● THE PROBLEM
Copy all the data exactly, except the pictures.

● RAW DATA

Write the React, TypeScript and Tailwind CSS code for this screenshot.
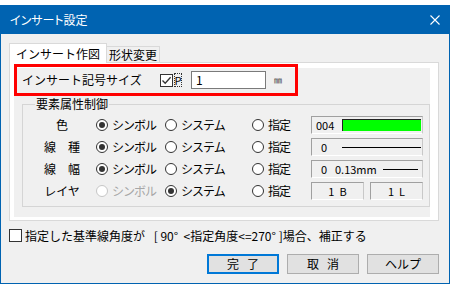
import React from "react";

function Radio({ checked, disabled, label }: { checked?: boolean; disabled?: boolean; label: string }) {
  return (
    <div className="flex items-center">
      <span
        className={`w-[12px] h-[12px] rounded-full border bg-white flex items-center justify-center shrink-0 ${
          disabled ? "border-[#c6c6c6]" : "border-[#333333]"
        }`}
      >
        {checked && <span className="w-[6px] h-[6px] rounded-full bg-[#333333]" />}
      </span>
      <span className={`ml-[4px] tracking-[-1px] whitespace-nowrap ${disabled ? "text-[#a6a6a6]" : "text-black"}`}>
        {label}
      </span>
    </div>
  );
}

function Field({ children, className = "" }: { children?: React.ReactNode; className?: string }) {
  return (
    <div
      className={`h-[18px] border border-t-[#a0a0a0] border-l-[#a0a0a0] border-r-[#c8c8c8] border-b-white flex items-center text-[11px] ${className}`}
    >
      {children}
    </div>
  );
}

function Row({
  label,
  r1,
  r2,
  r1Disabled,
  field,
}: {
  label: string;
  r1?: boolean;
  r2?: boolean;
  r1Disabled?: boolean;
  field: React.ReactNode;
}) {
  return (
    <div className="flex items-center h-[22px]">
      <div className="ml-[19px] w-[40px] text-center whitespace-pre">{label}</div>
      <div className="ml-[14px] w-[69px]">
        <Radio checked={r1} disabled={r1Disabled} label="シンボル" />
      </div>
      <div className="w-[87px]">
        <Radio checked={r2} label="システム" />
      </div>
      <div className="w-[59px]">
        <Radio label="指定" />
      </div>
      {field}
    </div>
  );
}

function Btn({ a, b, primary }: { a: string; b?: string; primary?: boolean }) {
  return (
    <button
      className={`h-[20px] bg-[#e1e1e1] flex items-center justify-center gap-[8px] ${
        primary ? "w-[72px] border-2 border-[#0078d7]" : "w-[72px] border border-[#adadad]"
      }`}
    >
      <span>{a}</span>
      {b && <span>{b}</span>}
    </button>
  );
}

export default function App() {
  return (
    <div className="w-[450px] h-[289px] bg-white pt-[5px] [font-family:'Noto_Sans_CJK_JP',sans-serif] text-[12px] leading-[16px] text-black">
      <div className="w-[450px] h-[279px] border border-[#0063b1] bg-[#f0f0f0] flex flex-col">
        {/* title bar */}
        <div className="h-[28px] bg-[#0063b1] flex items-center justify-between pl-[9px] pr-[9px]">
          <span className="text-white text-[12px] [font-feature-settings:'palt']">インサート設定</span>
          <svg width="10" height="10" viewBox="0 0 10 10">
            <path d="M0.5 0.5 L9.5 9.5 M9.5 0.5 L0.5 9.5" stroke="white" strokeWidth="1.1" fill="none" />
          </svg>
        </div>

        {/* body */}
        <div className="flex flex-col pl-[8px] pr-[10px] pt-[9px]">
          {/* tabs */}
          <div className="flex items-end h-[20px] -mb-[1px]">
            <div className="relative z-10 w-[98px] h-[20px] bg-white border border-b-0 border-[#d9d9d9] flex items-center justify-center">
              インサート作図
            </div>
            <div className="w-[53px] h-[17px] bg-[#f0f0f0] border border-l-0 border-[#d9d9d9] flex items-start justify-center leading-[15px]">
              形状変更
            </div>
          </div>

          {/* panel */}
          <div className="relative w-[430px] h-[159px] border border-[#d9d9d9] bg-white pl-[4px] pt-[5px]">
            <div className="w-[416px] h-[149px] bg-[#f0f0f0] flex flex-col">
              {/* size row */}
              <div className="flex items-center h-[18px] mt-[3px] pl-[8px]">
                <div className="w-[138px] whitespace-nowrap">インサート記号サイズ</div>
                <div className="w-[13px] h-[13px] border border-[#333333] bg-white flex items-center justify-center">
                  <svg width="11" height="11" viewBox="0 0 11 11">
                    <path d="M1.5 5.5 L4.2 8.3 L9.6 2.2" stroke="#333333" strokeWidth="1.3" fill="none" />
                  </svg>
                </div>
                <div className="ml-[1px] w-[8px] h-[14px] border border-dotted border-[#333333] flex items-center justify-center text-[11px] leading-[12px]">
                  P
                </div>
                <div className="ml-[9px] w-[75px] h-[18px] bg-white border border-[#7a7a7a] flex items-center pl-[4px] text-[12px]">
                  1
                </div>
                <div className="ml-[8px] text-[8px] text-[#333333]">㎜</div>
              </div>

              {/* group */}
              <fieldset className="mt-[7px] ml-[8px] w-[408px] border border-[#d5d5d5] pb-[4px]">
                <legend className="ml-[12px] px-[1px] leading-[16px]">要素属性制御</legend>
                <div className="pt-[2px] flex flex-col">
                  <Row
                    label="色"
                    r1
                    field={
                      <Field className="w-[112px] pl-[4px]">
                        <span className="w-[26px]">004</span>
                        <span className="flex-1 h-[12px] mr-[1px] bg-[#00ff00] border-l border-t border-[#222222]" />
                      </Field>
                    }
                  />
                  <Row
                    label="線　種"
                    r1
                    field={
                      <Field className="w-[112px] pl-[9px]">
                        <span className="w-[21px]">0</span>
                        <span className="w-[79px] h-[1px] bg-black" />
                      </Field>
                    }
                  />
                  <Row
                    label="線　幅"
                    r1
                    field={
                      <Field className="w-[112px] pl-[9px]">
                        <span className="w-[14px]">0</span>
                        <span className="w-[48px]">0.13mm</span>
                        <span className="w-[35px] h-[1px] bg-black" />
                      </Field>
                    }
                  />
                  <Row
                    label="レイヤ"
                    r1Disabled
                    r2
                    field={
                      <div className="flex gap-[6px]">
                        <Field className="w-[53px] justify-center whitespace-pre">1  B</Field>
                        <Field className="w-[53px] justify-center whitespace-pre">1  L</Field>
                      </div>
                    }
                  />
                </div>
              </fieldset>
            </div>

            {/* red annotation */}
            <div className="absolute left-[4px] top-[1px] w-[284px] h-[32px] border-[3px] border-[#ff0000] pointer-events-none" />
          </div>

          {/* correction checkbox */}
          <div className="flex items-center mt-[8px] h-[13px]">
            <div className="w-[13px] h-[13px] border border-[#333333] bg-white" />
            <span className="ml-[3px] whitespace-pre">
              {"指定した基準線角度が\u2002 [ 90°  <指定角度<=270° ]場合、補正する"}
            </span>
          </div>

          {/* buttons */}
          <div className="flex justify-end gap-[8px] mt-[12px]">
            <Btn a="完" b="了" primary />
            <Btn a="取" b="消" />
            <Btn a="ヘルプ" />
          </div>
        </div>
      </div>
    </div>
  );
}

● SOLUTION FOR THIS PROBLEM
Write the React, TypeScript and Tailwind CSS code for this screenshot.
import React from "react";

function Radio({ checked, disabled, label }: { checked?: boolean; disabled?: boolean; label: string }) {
  return (
    <div className="flex items-center">
      <span
        className={`w-[12px] h-[12px] rounded-full border bg-white flex items-center justify-center shrink-0 ${
          disabled ? "border-[#c6c6c6]" : "border-[#333333]"
        }`}
      >
        {checked && <span className="w-[6px] h-[6px] rounded-full bg-[#333333]" />}
      </span>
      <span className={`ml-[4px] tracking-[-1px] whitespace-nowrap ${disabled ? "text-[#a6a6a6]" : "text-black"}`}>
        {label}
      </span>
    </div>
  );
}

function Field({ children, className = "" }: { children?: React.ReactNode; className?: string }) {
  return (
    <div
      className={`h-[18px] border border-t-[#a0a0a0] border-l-[#a0a0a0] border-r-[#c8c8c8] border-b-white flex items-center text-[11px] ${className}`}
    >
      {children}
    </div>
  );
}

function Row({
  label,
  r1,
  r2,
  r1Disabled,
  field,
}: {
  label: string;
  r1?: boolean;
  r2?: boolean;
  r1Disabled?: boolean;
  field: React.ReactNode;
}) {
  return (
    <div className="flex items-center h-[22px]">
      <div className="ml-[19px] w-[40px] text-center whitespace-pre">{label}</div>
      <div className="ml-[14px] w-[69px]">
        <Radio checked={r1} disabled={r1Disabled} label="シンボル" />
      </div>
      <div className="w-[87px]">
        <Radio checked={r2} label="システム" />
      </div>
      <div className="w-[59px]">
        <Radio label="指定" />
      </div>
      {field}
    </div>
  );
}

function Btn({ a, b, primary }: { a: string; b?: string; primary?: boolean }) {
  return (
    <button
      className={`h-[20px] bg-[#e1e1e1] flex items-center justify-center gap-[8px] ${
        primary ? "w-[72px] border-2 border-[#0078d7]" : "w-[72px] border border-[#adadad]"
      }`}
    >
      <span>{a}</span>
      {b && <span>{b}</span>}
    </button>
  );
}

export default function App() {
  return (
    <div className="w-[450px] h-[289px] bg-white pt-[5px] [font-family:'Noto_Sans_CJK_JP',sans-serif] text-[12px] leading-[16px] text-black">
      <div className="w-[450px] h-[279px] border border-[#0063b1] bg-[#f0f0f0] flex flex-col">
        {/* title bar */}
        <div className="h-[28px] bg-[#0063b1] flex items-center justify-between pl-[9px] pr-[9px]">
          <span className="text-white text-[12px] [font-feature-settings:'palt']">インサート設定</span>
          <svg width="10" height="10" viewBox="0 0 10 10">
            <path d="M0.5 0.5 L9.5 9.5 M9.5 0.5 L0.5 9.5" stroke="white" strokeWidth="1.1" fill="none" />
          </svg>
        </div>

        {/* body */}
        <div className="flex flex-col pl-[8px] pr-[10px] pt-[9px]">
          {/* tabs */}
          <div className="flex items-end h-[20px] -mb-[1px]">
            <div className="relative z-10 w-[98px] h-[20px] bg-white border border-b-0 border-[#d9d9d9] flex items-center justify-center">
              インサート作図
            </div>
            <div className="w-[53px] h-[17px] bg-[#f0f0f0] border border-l-0 border-[#d9d9d9] flex items-start justify-center leading-[15px]">
              形状変更
            </div>
          </div>

          {/* panel */}
          <div className="relative w-[430px] h-[159px] border border-[#d9d9d9] bg-white pl-[4px] pt-[5px]">
            <div className="w-[416px] h-[149px] bg-[#f0f0f0] flex flex-col">
              {/* size row */}
              <div className="flex items-center h-[18px] mt-[3px] pl-[8px]">
                <div className="w-[138px] whitespace-nowrap">インサート記号サイズ</div>
                <div className="w-[13px] h-[13px] border border-[#333333] bg-white flex items-center justify-center">
                  <svg width="11" height="11" viewBox="0 0 11 11">
                    <path d="M1.5 5.5 L4.2 8.3 L9.6 2.2" stroke="#333333" strokeWidth="1.3" fill="none" />
                  </svg>
                </div>
                <div className="ml-[1px] w-[8px] h-[14px] border border-dotted border-[#333333] flex items-center justify-center text-[11px] leading-[12px]">
                  P
                </div>
                <div className="ml-[9px] w-[75px] h-[18px] bg-white border border-[#7a7a7a] flex items-center pl-[4px] text-[12px]">
                  1
                </div>
                <div className="ml-[8px] text-[8px] text-[#333333]">㎜</div>
              </div>

              {/* group */}
              <fieldset className="mt-[7px] ml-[8px] w-[408px] border border-[#d5d5d5] pb-[4px]">
                <legend className="ml-[12px] px-[1px] leading-[16px]">要素属性制御</legend>
                <div className="pt-[2px] flex flex-col">
                  <Row
                    label="色"
                    r1
                    field={
                      <Field className="w-[112px] pl-[4px]">
                        <span className="w-[26px]">004</span>
                        <span className="flex-1 h-[12px] mr-[1px] bg-[#00ff00] border-l border-t border-[#222222]" />
                      </Field>
                    }
                  />
                  <Row
                    label="線　種"
                    r1
                    field={
                      <Field className="w-[112px] pl-[9px]">
                        <span className="w-[21px]">0</span>
                        <span className="w-[79px] h-[1px] bg-black" />
                      </Field>
                    }
                  />
                  <Row
                    label="線　幅"
                    r1
                    field={
                      <Field className="w-[112px] pl-[9px]">
                        <span className="w-[14px]">0</span>
                        <span className="w-[48px]">0.13mm</span>
                        <span className="w-[35px] h-[1px] bg-black" />
                      </Field>
                    }
                  />
                  <Row
                    label="レイヤ"
                    r1Disabled
                    r2
                    field={
                      <div className="flex gap-[6px]">
                        <Field className="w-[53px] justify-center whitespace-pre">1  B</Field>
                        <Field className="w-[53px] justify-center whitespace-pre">1  L</Field>
                      </div>
                    }
                  />
                </div>
              </fieldset>
            </div>

            {/* red annotation */}
            <div className="absolute left-[4px] top-[1px] w-[284px] h-[32px] border-[3px] border-[#ff0000] pointer-events-none" />
          </div>

          {/* correction checkbox */}
          <div className="flex items-center mt-[8px] h-[13px]">
            <div className="w-[13px] h-[13px] border border-[#333333] bg-white" />
            <span className="ml-[3px] whitespace-pre">
              {"指定した基準線角度が\u2002 [ 90°  <指定角度<=270° ]場合、補正する"}
            </span>
          </div>

          {/* buttons */}
          <div className="flex justify-end gap-[8px] mt-[12px]">
            <Btn a="完" b="了" primary />
            <Btn a="取" b="消" />
            <Btn a="ヘルプ" />
          </div>
        </div>
      </div>
    </div>
  );
}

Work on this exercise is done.